Aim of the task: Return all of the data exactly as written, without the pictures.

______

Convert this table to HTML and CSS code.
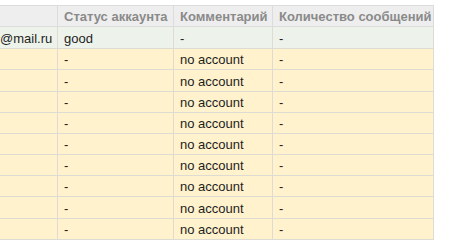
FILE: index.html
```html
<!DOCTYPE html>
<html>
<head>
<meta charset="utf-8">
<link rel="stylesheet" href="styles.css">
</head>
<body>
<div class="wrap">
<table class="grid">
  <thead>
    <tr>
      <th class="c1"></th>
      <th class="c2">Статус аккаунта</th>
      <th class="c3">Комментарий</th>
      <th class="c4">Количество сообщений</th>
    </tr>
  </thead>
  <tbody>
    <tr class="ok tall"><td class="c1">@mail.ru</td><td>good</td><td>-</td><td>-</td></tr>
    <tr class="no"><td class="c1"></td><td>-</td><td>no account</td><td>-</td></tr>
    <tr class="no tall"><td class="c1"></td><td>-</td><td>no account</td><td>-</td></tr>
    <tr class="no"><td class="c1"></td><td>-</td><td>no account</td><td>-</td></tr>
    <tr class="no"><td class="c1"></td><td>-</td><td>no account</td><td>-</td></tr>
    <tr class="no"><td class="c1"></td><td>-</td><td>no account</td><td>-</td></tr>
    <tr class="no"><td class="c1"></td><td>-</td><td>no account</td><td>-</td></tr>
    <tr class="no"><td class="c1"></td><td>-</td><td>no account</td><td>-</td></tr>
    <tr class="no tall"><td class="c1"></td><td>-</td><td>no account</td><td>-</td></tr>
    <tr class="no"><td class="c1"></td><td>-</td><td>no account</td><td>-</td></tr>
  </tbody>
</table>
</div>
</body>
</html>
```
FILE: styles.css
```css
html, body {
  margin: 0;
  padding: 0;
  background: #ffffff;
}
.wrap {
  padding-top: 5px;
  overflow: hidden;
}
.grid {
  border-collapse: collapse;
  table-layout: fixed;
  width: 434px;
  font-family: "Liberation Sans", Arial, sans-serif;
  font-size: 13px;
  color: #1e1e1e;
}
.grid th, .grid td {
  border: 1px solid #dedbd2;
  padding: 1px 6px 0;
  height: 19px;
  text-align: left;
  white-space: nowrap;
  overflow: hidden;
}
.grid th {
  background: #eeeeee;
  color: #8a8a8a;
  font-weight: bold;
  border-color: #dcdcdc;
}
.grid .tall td {
  height: 20px;
}
.grid .c1 {
  width: 57px;
  padding-left: 0;
  padding-right: 0;
  border-left: none;
}
.grid .c2 { width: 103px; }
.grid .c3 { width: 86px; }
.grid .c4 { width: 148px; }
.ok td {
  background: #edf3ea;
}
.no td {
  background: #fff2cc;
}
```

______

Output below:
Convert this table to HTML and CSS code.
FILE: index.html
```html
<!DOCTYPE html>
<html>
<head>
<meta charset="utf-8">
<link rel="stylesheet" href="styles.css">
</head>
<body>
<div class="wrap">
<table class="grid">
  <thead>
    <tr>
      <th class="c1"></th>
      <th class="c2">Статус аккаунта</th>
      <th class="c3">Комментарий</th>
      <th class="c4">Количество сообщений</th>
    </tr>
  </thead>
  <tbody>
    <tr class="ok tall"><td class="c1">@mail.ru</td><td>good</td><td>-</td><td>-</td></tr>
    <tr class="no"><td class="c1"></td><td>-</td><td>no account</td><td>-</td></tr>
    <tr class="no tall"><td class="c1"></td><td>-</td><td>no account</td><td>-</td></tr>
    <tr class="no"><td class="c1"></td><td>-</td><td>no account</td><td>-</td></tr>
    <tr class="no"><td class="c1"></td><td>-</td><td>no account</td><td>-</td></tr>
    <tr class="no"><td class="c1"></td><td>-</td><td>no account</td><td>-</td></tr>
    <tr class="no"><td class="c1"></td><td>-</td><td>no account</td><td>-</td></tr>
    <tr class="no"><td class="c1"></td><td>-</td><td>no account</td><td>-</td></tr>
    <tr class="no tall"><td class="c1"></td><td>-</td><td>no account</td><td>-</td></tr>
    <tr class="no"><td class="c1"></td><td>-</td><td>no account</td><td>-</td></tr>
  </tbody>
</table>
</div>
</body>
</html>
```
FILE: styles.css
```css
html, body {
  margin: 0;
  padding: 0;
  background: #ffffff;
}
.wrap {
  padding-top: 5px;
  overflow: hidden;
}
.grid {
  border-collapse: collapse;
  table-layout: fixed;
  width: 434px;
  font-family: "Liberation Sans", Arial, sans-serif;
  font-size: 13px;
  color: #1e1e1e;
}
.grid th, .grid td {
  border: 1px solid #dedbd2;
  padding: 1px 6px 0;
  height: 19px;
  text-align: left;
  white-space: nowrap;
  overflow: hidden;
}
.grid th {
  background: #eeeeee;
  color: #8a8a8a;
  font-weight: bold;
  border-color: #dcdcdc;
}
.grid .tall td {
  height: 20px;
}
.grid .c1 {
  width: 57px;
  padding-left: 0;
  padding-right: 0;
  border-left: none;
}
.grid .c2 { width: 103px; }
.grid .c3 { width: 86px; }
.grid .c4 { width: 148px; }
.ok td {
  background: #edf3ea;
}
.no td {
  background: #fff2cc;
}
```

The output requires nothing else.